Mas, para que você seja capaz de identificar em que momento faz sentido seguir as orientações do ego e em que momento é preciso permitir que o id entre em ação, é necessário que você se conheça muito bem.

Só o autoconhecimento é capaz de trazer a clareza necessária para que você não se deixe levar pelas crenças e pela opinião dos outros. O autoconhecimento te ajuda a ter uma relação de equilíbrio com as três instâncias – o id, o ego e o superego –, pois ele te permite identificar e compreender melhor suas emoções para que, através da inteligência emocional, possa administrá-las. E então, se sentir segura (o) e autoconfiante para seguir seus reais desejos.

Como o ego enxerga as situações sob a perspectiva da dualidade, é natural que ele te coloque acima ou abaixo das outras pessoas. Por isso, é fundamental que você esteja sempre conectado, ou buscando a conexão, com as suas emoções, para não se deixar levar pelo falatório do ego diante de alguma situação.
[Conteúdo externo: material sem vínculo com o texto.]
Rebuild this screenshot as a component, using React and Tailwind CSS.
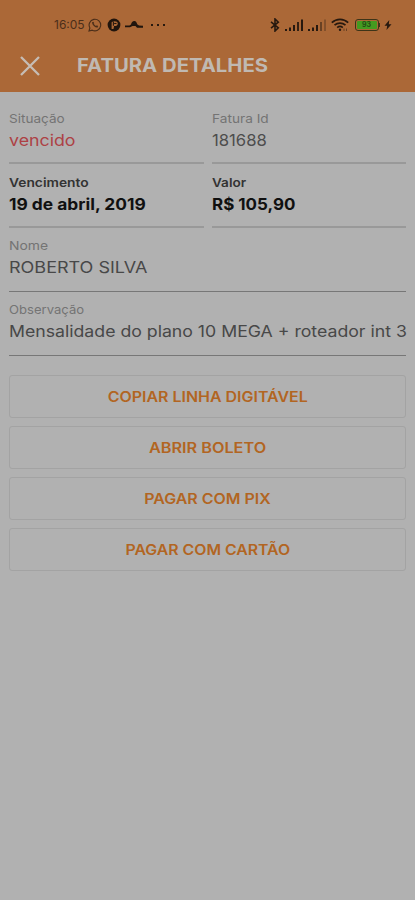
import React from 'react';
import clsx from 'clsx';

const fields = [
    { label: 'Situação', value: 'vencido', labelClass: 'scale-x-[1.13]', valueClass: 'text-[#ad4145] scale-x-[1.11]' },
    { label: 'Fatura Id', value: '181688', labelClass: 'scale-x-[1.14]', valueClass: 'text-[#4d4d4d] scale-x-[1.04]' },
    { label: 'Vencimento', value: '19 de abril, 2019', strong: true, labelClass: 'scale-x-[1.15]', valueClass: 'scale-x-[1.085]' },
    { label: 'Valor', value: 'R$ 105,90', strong: true, labelClass: 'scale-x-[1.13]', valueClass: 'scale-x-[1.06]' },
    { label: 'Nome', value: 'ROBERTO SILVA', wide: true, labelClass: 'scale-x-[1.16]', valueClass: 'text-[#484848] scale-x-[1.125]' },
    { label: 'Observação', value: 'Mensalidade do plano 10 MEGA + roteador int 3', wide: true, labelClass: 'scale-x-[1.09]', valueClass: 'text-[#484848] scale-x-[1.105]' },
];

const actions = [
    { label: 'COPIAR LINHA DIGITÁVEL', className: 'scale-x-[1.14]' },
    { label: 'ABRIR BOLETO', className: 'scale-x-[1.16]' },
    { label: 'PAGAR COM PIX', className: 'scale-x-[1.14]' },
    { label: 'PAGAR COM CARTÃO', className: 'scale-x-[1.13]' },
];

const WhatsappIcon = () => (
    <svg viewBox="0 0 14 14" className="w-3.5 h-3.5" fill="none" stroke="#4b2e19" strokeWidth="1.1">
        <path d="M1 13l.9-3A5.8 5.8 0 1 1 4.2 12.2z" />
        <path d="M4.8 4.3c-.5 1.8 2.8 5.2 4.9 4.5M4.8 4l.9 1.6M9.9 8.6l-1.6-.8" strokeWidth="1.3" />
    </svg>
);

const CircleAppIcon = () => (
    <svg viewBox="0 0 14 14" className="w-3.5 h-3.5">
        <circle cx="7" cy="7" r="6.4" fill="#21150d" />
        <path d="M4.6 11V4.2C6.5 2.5 10.8 2.8 10.8 5.5c0 2.2-2.3 2.9-3.7 2.500L6.5 11z" fill="#ab6837" />
        <path d="M6.4 3.5v4.3M7.2 5.5h2.3" stroke="#21150d" strokeWidth="1" />
    </svg>
);

const ProviderIcon = () => (
    <svg viewBox="0 0 18 10" className="w-[18px] h-2.5" fill="#21150d">
        <path d="M0 5.500h4.500L6 4.500C6.500 2.500 7.500 1 9.300 1s2.400 1.300 2.900 3.200L14 5.400l4 .4v2h-6L10.500 6h-3L5 7.300H0z" />
    </svg>
);

const BluetoothIcon = () => (
    <svg viewBox="0 0 10 14" className="w-2.5 h-3.5" fill="none" stroke="#27190f" strokeWidth="1.6">
        <path d="M1 3.8l7.3 6L5 13V1l3.3 3.2L1 10.2" />
    </svg>
);

const SignalIcon = ({ weak }) => (
    <svg viewBox="0 0 18 12" className="w-[18px] h-3" fill="#27190f">
        <path d="M0 10h2v2H0zM4 8.5h2V12H4zM8 6h2v6H8z" />
        <path d="M12 3h2v9h-2z" opacity={weak ? 0.5 : 0.9} />
        <path d="M16 .5h2V12h-2z" opacity={weak ? 0.3 : 1} />
    </svg>
);

const WifiIcon = () => (
    <svg viewBox="0 0 18 14" className="w-[18px] h-3.5" fill="none" stroke="#27190f" strokeWidth="1.7">
        <path d="M.8 4.6C5.5.2 12.5.2 17.2 4.6M3.5 7.2c3.2-2.900 7.8-2.900 11 0M6.2 9.6c1.7-1.500 3.9-1.500 5.600 0" />
        <circle cx="9" cy="11.8" r="1.2" fill="#27190f" stroke="none" />
        <path d="M13 10.5v2.5M15.5 10.5v2.5" strokeWidth="1" opacity=".5" />
    </svg>
);

const BoltIcon = () => (
    <svg viewBox="0 0 8 10" className="w-2 h-2.5" fill="#27190f">
        <path d="M5.3 0L.5 5.8h2.7L2.5 10l5-5.8H4.8z" />
    </svg>
);

const StatusBar = () => (
    <div className="h-12 pt-px pl-[54px] pr-[23px] flex items-center">
        <span className="w-[33px] text-[12px] text-[#4b2e19] whitespace-nowrap">16:05</span>
        <div className="flex items-center ml-px">
            <WhatsappIcon />
            <div className="ml-[5px]"><CircleAppIcon /></div>
            <div className="ml-1"><ProviderIcon /></div>
            <div className="ml-2 flex gap-1">
                <i className="size-0.5 bg-[#27190f]" />
                <i className="size-0.5 bg-[#27190f]" />
                <i className="size-0.5 bg-[#27190f]" />
            </div>
        </div>
        <div className="ml-auto flex items-center">
            <BluetoothIcon />
            <div className="ml-[5px]"><SignalIcon /></div>
            <div className="ml-[5px]"><SignalIcon weak /></div>
            <div className="ml-[5px]"><WifiIcon /></div>
            <div className="ml-1.5 w-6 h-3 rounded-[3px] border border-[#3d3418] p-px flex">
                <div className="flex-1 rounded-[1px] bg-[#449b20] text-[7px] leading-[8px] font-bold text-center text-[#244d15]">93</div>
            </div>
            <div className="w-[1.5px] h-1 bg-[#3d3418]" />
            <div className="ml-1"><BoltIcon /></div>
        </div>
    </div>
);

const Field = ({ label, value, strong, wide, labelClass, valueClass }) => (
    <div
        className={clsx(
            'h-16 whitespace-nowrap',
            wide ? 'pt-[9px] col-span-2 border-b border-[#777777]' : 'pt-2.5 border-b-2 border-[#999999]'
        )}
    >
        <div className={clsx('w-fit origin-left text-[12px] leading-[18px]', strong ? 'font-semibold text-[#333333]' : 'text-[#747474]', labelClass)}>
            {label}
        </div>
        <div className={clsx('w-fit origin-left text-[16px] leading-6', strong ? 'font-bold text-[#101010]' : 'font-normal', valueClass)}>
            {value}
        </div>
    </div>
);

const App = () => {
    return (
        <div className="w-full h-[900px] bg-[#b1b1b1] font-['Inter',sans-serif] overflow-hidden">
            <header className="h-[92px] bg-[#ab6837]">
                <StatusBar />
                <div className="h-[35px] flex items-center pl-5">
                    <svg viewBox="0 0 20 20" className="w-5 h-5" fill="none" stroke="#c6bdb5" strokeWidth="2.3">
                        <path d="M1 1l18 18M19 1L1 19" />
                    </svg>
                    <h1 className="ml-[37px] pt-px origin-left scale-x-[1.067] text-[19px] font-bold text-[#c0b9b2] whitespace-nowrap">FATURA DETALHES</h1>
                </div>
            </header>
            <main className="px-[9px]">
                <div className="pt-2 grid grid-cols-2 gap-x-2">
                    {fields.map((field) => (
                        <Field key={field.label} {...field} />
                    ))}
                </div>
                <div className="mt-[19px] flex flex-col gap-2">
                    {actions.map((action) => (
                        <button key={action.label} className="h-[43px] w-full rounded-[3px] border border-[#a3a3a3] text-[14px] font-semibold text-[#b26522]">
                            <span className={clsx('inline-block', action.className)}>{action.label}</span>
                        </button>
                    ))}
                </div>
            </main>
        </div>
    );
};

export default App;
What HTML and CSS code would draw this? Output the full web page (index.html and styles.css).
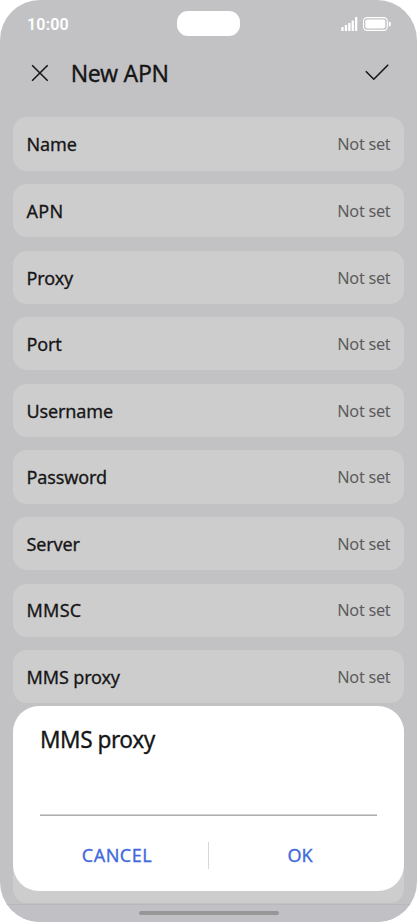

Eu ouvi esses dias, em um podcast sobre ego, a metáfora do livro, que fez muito sentido para mim. Por mais que um livro seja best seller , ainda assim ele pode ser o livro ruim na prateleira de alguém. Isso nos iguala em nossa humanidade. E isso nos mostra que a grande humildade está em perceber que mesmo que você dedique boa parte da sua vida a um determinado projeto, ainda assim, ele pode ser rejeitado por alguém. Faz sentido pra você também?